8.  In the past two years, I have developed a more mindful disposition, which has been defined as “having a high level of awareness of what you are thinking and feeling in the moment.” This mindfulness has enabled me to recognize when I am feeling better than usual, and also to better articulate what I might be doing to make those good feelings happen. This increased mindfulness has probably resulted from my efforts (conjoint with those of Jennifer Rose) to develop a series of introspective activities designed to “articulate your positive identity.”


9. I have ability and the desire to facilitate and/or encourage others to become more aware of their positive qualities, which enables them to feel good about themselves. I do this during interactions with individuals, and I also try to do this when talking to others in small groups.

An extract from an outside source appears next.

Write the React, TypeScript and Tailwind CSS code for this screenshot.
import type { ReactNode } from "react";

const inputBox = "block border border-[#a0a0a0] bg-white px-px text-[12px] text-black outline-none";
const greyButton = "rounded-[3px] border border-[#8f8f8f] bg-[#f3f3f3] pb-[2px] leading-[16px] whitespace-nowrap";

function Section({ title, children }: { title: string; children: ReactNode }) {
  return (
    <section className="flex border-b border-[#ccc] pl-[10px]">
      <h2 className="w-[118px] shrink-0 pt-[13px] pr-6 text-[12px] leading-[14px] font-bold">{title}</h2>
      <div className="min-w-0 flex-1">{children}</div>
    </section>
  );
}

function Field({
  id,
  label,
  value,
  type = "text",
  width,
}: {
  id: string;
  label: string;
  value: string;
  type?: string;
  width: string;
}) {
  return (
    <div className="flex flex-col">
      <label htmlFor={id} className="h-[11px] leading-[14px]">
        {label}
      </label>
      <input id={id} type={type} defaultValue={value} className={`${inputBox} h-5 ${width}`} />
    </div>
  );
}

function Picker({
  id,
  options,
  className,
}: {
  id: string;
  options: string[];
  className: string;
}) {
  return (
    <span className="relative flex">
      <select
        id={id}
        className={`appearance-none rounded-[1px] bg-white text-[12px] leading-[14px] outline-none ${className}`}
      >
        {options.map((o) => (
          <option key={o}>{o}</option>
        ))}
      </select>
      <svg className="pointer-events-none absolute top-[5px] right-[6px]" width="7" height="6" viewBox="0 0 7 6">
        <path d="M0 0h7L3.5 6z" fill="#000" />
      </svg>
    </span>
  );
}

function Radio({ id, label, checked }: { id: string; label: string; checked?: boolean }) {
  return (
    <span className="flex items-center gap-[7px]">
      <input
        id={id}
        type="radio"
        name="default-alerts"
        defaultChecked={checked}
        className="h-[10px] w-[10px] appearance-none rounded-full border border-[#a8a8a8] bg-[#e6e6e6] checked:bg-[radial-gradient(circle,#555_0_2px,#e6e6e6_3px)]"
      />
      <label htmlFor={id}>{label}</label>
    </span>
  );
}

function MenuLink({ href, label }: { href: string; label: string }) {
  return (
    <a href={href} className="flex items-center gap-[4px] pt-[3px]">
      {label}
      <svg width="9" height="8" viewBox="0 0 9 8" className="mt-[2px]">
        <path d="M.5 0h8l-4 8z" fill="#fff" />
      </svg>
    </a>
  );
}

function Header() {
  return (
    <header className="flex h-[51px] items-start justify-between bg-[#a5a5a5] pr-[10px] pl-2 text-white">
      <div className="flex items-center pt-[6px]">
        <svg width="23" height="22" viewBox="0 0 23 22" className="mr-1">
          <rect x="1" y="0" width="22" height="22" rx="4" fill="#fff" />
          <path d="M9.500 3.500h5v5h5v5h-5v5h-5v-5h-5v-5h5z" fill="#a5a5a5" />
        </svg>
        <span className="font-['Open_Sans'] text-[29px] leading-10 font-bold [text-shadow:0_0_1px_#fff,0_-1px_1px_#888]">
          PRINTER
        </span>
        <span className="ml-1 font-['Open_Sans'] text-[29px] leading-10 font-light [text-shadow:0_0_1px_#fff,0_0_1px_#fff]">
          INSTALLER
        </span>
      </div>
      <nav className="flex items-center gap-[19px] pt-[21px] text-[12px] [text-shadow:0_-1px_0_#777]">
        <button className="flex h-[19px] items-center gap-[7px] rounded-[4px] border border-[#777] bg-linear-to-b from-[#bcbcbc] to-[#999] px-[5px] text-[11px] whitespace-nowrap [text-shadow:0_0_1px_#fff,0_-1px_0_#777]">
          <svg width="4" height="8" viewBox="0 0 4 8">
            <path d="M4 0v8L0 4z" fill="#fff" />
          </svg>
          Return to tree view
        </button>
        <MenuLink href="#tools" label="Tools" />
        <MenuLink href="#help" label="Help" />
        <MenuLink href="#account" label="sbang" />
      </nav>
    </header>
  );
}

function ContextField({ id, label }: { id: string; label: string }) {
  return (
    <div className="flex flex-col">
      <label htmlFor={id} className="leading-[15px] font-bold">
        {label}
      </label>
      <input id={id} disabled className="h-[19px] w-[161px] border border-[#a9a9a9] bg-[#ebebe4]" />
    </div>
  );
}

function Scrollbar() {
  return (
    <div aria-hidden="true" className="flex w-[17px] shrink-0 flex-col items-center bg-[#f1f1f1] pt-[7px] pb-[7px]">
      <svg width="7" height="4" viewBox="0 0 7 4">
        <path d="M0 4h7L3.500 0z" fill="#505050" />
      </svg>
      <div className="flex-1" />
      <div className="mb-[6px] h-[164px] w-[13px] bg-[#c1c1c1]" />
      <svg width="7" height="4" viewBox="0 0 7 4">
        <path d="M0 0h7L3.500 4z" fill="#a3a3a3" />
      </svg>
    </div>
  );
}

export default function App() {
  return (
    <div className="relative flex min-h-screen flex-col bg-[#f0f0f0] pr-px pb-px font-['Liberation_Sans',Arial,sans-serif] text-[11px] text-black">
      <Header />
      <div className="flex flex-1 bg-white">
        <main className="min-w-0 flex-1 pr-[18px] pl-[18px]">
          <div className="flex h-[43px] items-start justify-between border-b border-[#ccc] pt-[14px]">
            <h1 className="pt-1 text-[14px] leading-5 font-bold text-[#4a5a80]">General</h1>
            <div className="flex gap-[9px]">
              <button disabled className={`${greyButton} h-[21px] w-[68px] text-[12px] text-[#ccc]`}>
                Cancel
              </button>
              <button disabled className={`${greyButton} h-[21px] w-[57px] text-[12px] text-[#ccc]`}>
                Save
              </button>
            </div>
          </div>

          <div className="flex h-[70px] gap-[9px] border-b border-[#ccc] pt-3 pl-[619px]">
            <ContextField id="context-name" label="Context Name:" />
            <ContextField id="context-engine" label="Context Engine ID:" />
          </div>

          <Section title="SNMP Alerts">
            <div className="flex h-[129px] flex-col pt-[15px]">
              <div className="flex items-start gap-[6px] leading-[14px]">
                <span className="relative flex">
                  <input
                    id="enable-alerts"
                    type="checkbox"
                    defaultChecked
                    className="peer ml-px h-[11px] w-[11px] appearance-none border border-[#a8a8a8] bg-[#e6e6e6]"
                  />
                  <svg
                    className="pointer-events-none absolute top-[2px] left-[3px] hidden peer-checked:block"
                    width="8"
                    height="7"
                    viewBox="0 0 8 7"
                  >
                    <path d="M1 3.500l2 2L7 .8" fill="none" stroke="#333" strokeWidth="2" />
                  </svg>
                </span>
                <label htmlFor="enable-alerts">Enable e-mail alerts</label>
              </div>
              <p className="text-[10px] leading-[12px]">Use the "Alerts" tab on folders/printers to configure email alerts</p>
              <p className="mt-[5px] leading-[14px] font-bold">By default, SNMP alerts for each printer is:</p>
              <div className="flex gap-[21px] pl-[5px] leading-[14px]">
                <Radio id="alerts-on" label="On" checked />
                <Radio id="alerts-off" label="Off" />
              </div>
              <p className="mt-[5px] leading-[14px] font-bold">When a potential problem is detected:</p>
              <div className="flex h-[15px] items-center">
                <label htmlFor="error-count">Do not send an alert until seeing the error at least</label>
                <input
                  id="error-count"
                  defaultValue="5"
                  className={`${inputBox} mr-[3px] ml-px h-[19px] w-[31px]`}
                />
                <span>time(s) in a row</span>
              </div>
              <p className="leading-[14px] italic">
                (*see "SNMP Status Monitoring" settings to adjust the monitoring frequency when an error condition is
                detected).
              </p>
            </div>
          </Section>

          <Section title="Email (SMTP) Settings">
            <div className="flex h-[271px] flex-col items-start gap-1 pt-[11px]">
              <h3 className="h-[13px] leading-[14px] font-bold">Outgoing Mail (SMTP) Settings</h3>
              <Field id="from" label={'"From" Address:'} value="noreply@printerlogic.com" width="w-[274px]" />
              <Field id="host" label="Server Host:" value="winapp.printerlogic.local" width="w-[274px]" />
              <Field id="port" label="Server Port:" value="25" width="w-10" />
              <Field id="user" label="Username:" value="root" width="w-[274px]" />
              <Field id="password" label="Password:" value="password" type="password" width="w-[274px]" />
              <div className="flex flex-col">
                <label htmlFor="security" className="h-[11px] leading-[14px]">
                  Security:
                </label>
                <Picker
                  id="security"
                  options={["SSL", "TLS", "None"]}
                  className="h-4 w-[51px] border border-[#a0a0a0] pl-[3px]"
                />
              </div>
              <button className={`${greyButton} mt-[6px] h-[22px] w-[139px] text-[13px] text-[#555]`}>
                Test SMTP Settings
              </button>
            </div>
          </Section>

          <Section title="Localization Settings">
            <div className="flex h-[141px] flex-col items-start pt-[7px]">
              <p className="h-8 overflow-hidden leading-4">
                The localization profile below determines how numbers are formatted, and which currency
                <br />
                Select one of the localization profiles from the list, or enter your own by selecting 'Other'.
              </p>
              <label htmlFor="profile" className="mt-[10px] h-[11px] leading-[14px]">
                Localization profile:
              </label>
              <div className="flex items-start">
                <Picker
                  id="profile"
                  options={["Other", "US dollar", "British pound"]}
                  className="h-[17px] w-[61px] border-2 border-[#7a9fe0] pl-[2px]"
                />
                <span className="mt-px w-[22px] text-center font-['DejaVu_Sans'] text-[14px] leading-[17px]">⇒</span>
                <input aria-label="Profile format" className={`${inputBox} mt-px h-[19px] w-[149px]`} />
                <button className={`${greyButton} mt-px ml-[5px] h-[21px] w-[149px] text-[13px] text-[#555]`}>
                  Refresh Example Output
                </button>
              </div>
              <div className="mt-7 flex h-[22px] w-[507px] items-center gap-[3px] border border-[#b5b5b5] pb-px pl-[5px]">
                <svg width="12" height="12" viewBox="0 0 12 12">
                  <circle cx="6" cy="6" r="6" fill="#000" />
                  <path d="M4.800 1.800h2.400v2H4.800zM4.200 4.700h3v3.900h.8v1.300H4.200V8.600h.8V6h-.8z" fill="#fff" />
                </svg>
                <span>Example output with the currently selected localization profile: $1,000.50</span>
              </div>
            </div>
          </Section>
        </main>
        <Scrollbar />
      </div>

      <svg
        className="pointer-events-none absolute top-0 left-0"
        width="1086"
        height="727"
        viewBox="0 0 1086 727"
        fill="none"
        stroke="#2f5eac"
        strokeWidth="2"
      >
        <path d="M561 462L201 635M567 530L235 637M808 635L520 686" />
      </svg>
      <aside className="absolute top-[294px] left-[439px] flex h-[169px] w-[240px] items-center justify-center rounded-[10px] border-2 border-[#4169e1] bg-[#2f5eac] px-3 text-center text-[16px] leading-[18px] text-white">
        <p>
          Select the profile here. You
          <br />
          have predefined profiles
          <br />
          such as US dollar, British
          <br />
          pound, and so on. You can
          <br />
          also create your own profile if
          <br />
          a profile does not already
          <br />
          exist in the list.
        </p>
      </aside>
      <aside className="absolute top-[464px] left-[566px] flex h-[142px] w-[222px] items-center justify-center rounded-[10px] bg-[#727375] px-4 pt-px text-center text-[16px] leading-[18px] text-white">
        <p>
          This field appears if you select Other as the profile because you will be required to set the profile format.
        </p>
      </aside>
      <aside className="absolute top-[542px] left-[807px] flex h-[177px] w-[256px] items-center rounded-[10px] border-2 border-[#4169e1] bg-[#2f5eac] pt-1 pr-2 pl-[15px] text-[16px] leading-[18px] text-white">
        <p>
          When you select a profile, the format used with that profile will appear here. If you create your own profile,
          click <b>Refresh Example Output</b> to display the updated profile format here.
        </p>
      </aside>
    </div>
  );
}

I feel good when I help other people feel good about who they are.  As a more specific example of this, I have a well-developed awareness of how people are feeling in a small-group discussion, and I have good ability to facilitate the group’s focus on topics or questions that increase the total group’s level of involvement and satisfaction.

         Example: I have noticed the high level of interest and satisfaction in the Appreciating-Elderhood group, which I facilitate two times a month.


10. I feel very grateful for, and appreciative of, opportunities I have had which enabled me to develop the strengths described above. I feel very fortunate to have had the opportunities to gain the education and then obtain the employment that enabled me to follow my interests and to optimize my potential. I appreciate my opportunity for a career in the helping professions.